From the listing below, extract every line containing "React".
──────── Dataset records ────────
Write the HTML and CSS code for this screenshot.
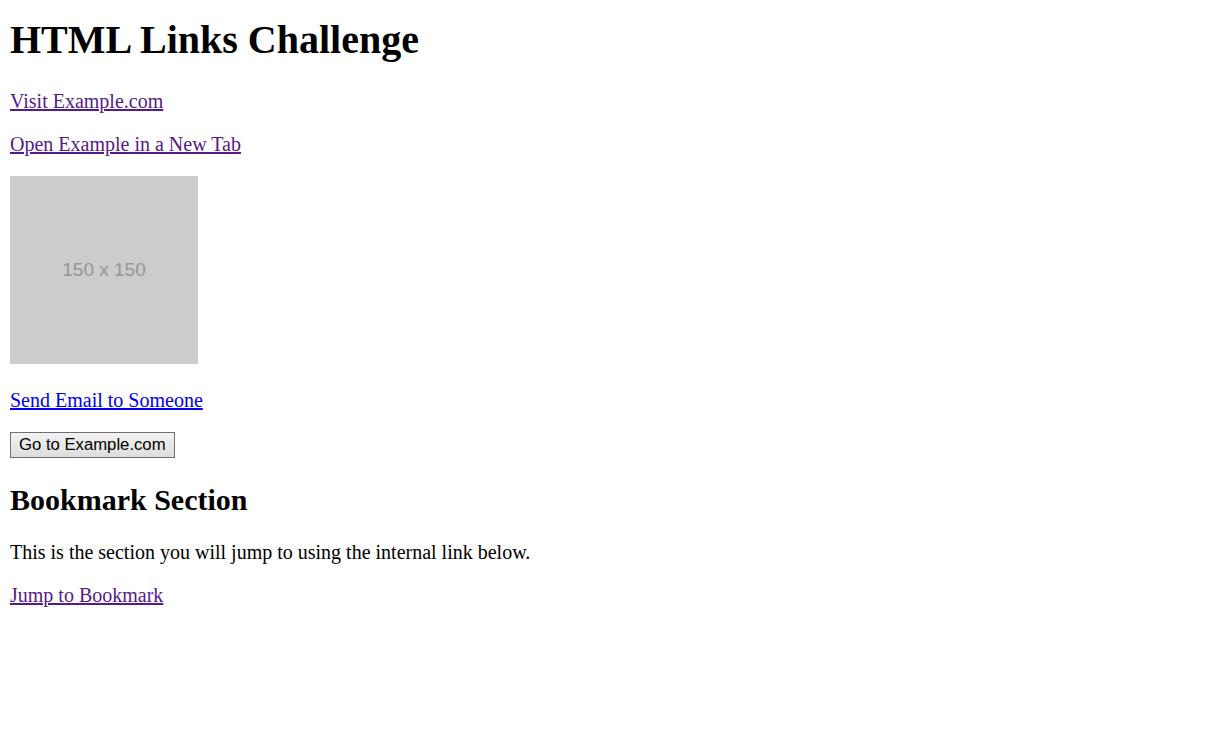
FILE: index.html
```html
<!DOCTYPE html>
<html lang="en">
<head>
<meta charset="utf-8">
<title>HTML Links Challenge</title>
<link rel="stylesheet" href="styles.css">
</head>
<body class="page">
<h1 class="title">HTML Links Challenge</h1>
<p class="para"><a class="link visited" href="#">Visit Example.com</a></p>
<p class="para"><a class="link visited" href="#">Open Example in a New Tab</a></p>
<p class="para"><a class="img-link" href="#"><span class="placeholder">150 x 150</span></a></p>
<p class="para"><a class="link" href="#">Send Email to Someone</a></p>
<p class="para"><button class="btn" type="button">Go to Example.com</button></p>
<h2 class="subtitle" id="bookmark">Bookmark Section</h2>
<p class="para">This is the section you will jump to using the internal link below.</p>
<p class="para"><a class="link visited" href="#bookmark">Jump to Bookmark</a></p>
</body>
</html>
```
FILE: styles.css
```css
html { background: #fff; }
.page {
  margin: 0 10px 10px;
  padding-top: 16px;
  font-family: "Liberation Serif", "Times New Roman", serif;
  font-size: 20px;
  color: #000;
}
.title {
  font-size: 40px;
  font-weight: bold;
  margin: 0 0 26.8px;
}
.subtitle {
  font-size: 30px;
  font-weight: bold;
  margin: 24.4px 0;
}
.para {
  margin: 20px 0;
}
.link {
  color: #0000ee;
  text-decoration: underline;
}
.link.visited {
  color: #551a8b;
}
.img-link {
  display: inline-block;
  overflow: hidden;
  vertical-align: baseline;
  text-decoration: none;
}
.placeholder {
  display: flex;
  align-items: center;
  justify-content: center;
  width: 188px;
  height: 188px;
  background: #cccccc;
  color: #969696;
  font-family: "Liberation Sans", Arial, sans-serif;
  font-size: 19px;
}
.btn {
  font-family: "Liberation Sans", Arial, sans-serif;
  font-size: 16.7px;
  color: #000;
  background: linear-gradient(#f2f2f2, #dddddd);
  border: 1px solid #707070;
  border-radius: 0;
  padding: 2.25px 8px;
  margin: 0;
}
```
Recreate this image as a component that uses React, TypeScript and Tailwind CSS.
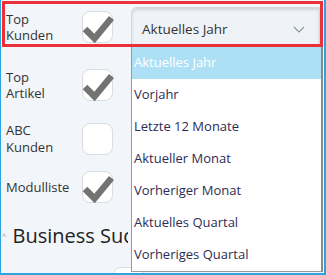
import React from 'react';

const OPTIONS = [
  'Aktuelles Jahr',
  'Vorjahr',
  'Letzte 12 Monate',
  'Aktueller Monat',
  'Vorheriger Monat',
  'Aktuelles Quartal',
  'Vorheriges Quartal',
];

function Check({ checked }: { checked: boolean }) {
  return (
    <div className="relative h-[32px] w-[31px] shrink-0 rounded-[8px] border border-[#d9dde2] bg-white">
      {checked && (
        <svg className="absolute -left-[1px] -top-[1px]" width="33" height="34" viewBox="0 0 33 34">
          <path d="M3 18 L12.5 27.5 L29.5 7" fill="none" stroke="#737373" strokeWidth="6.5" />
        </svg>
      )}
    </div>
  );
}

function Row({
  label,
  checked,
  className,
  children,
}: {
  label: React.ReactNode;
  checked: boolean;
  className: string;
  children?: React.ReactNode;
}) {
  return (
    <div className={`flex items-center ${className}`}>
      <div className="w-[81px] shrink-0 pl-[5px] text-[13px] leading-[16.5px] text-[#333]">{label}</div>
      <Check checked={checked} />
      {children}
    </div>
  );
}

export default function App() {
  return (
    <div
      className="relative h-[275px] w-[326px] overflow-hidden border-b-2 border-l border-r-2 border-[#2ba4e0] bg-[#f2f5f9]"
      style={{ fontFamily: '"Open Sans", "Noto Sans", sans-serif' }}
    >
      <div className="flex flex-col">
        <Row
          className="mt-[11px] h-[32px]"
          checked
          label={
            <>
              Top
              <br />
              Kunden
            </>
          }
        >
          <div className="ml-[18px] flex h-[41px] w-[189px] shrink-0 items-center justify-between rounded-tl-[6px] border border-[#d3d8de] bg-[#eff2f6] pl-[10px] pr-[14px] pt-[5px] text-[13.5px] text-[#333] shadow-[inset_0_2px_3px_rgba(0,0,0,0.12)]">
            <span>Aktuelles Jahr</span>
            <svg width="12" height="7" viewBox="0 0 12 7">
              <path d="M1 1 L6 6 L11 1" fill="none" stroke="#8c96a3" strokeWidth="1.2" />
            </svg>
          </div>
        </Row>
        <Row
          className="mt-[26px] h-[32px]"
          checked
          label={
            <>
              Top
              <br />
              Artikel
            </>
          }
        />
        <Row
          className="mt-[22px] h-[31px]"
          checked={false}
          label={
            <>
              ABC
              <br />
              Kunden
            </>
          }
        />
        <Row className="mt-[17px] h-[32px]" checked label="Modulliste" />
        <div className="mt-[20px] flex items-center">
          <span className="ml-[1px] text-[8px] leading-none text-[#999]">^</span>
          {/* heading runs on behind the open menu */}
          <div className="ml-[6px] w-[115px] overflow-hidden">
            <span className="whitespace-nowrap text-[20px] font-normal leading-[26px] text-[#222]">
              Business Suche
            </span>
          </div>
        </div>
        <div className="ml-[112px] mt-[18px] h-[20px] w-[31px] rounded-[8px] border border-[#d9dde2] bg-white" />
      </div>

      {/* highlight annotation */}
      <div className="pointer-events-none absolute left-[1px] top-[1px] h-[46px] w-[321px] border-[3px] border-[#ec3038]" />

      {/* open select menu */}
      <ul className="absolute left-[130px] top-[47px] w-[192px] border-b border-l border-r-2 border-[#9a9a9a] border-r-[#8a8a8a] bg-white text-[13px]">
        {OPTIONS.map((o, i) => (
          <li
            key={o}
            className={`flex h-[32px] items-center pl-[2px] ${
              i === 0 ? 'bg-[#aee0f5] text-white' : 'text-[#2e2d55]'
            }`}
          >
            {o}
          </li>
        ))}
      </ul>
    </div>
  );
}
────────
* Answer:
Recreate this image as a component that uses React, TypeScript and Tailwind CSS.
import React from 'react';
  label: React.ReactNode;
  children?: React.ReactNode;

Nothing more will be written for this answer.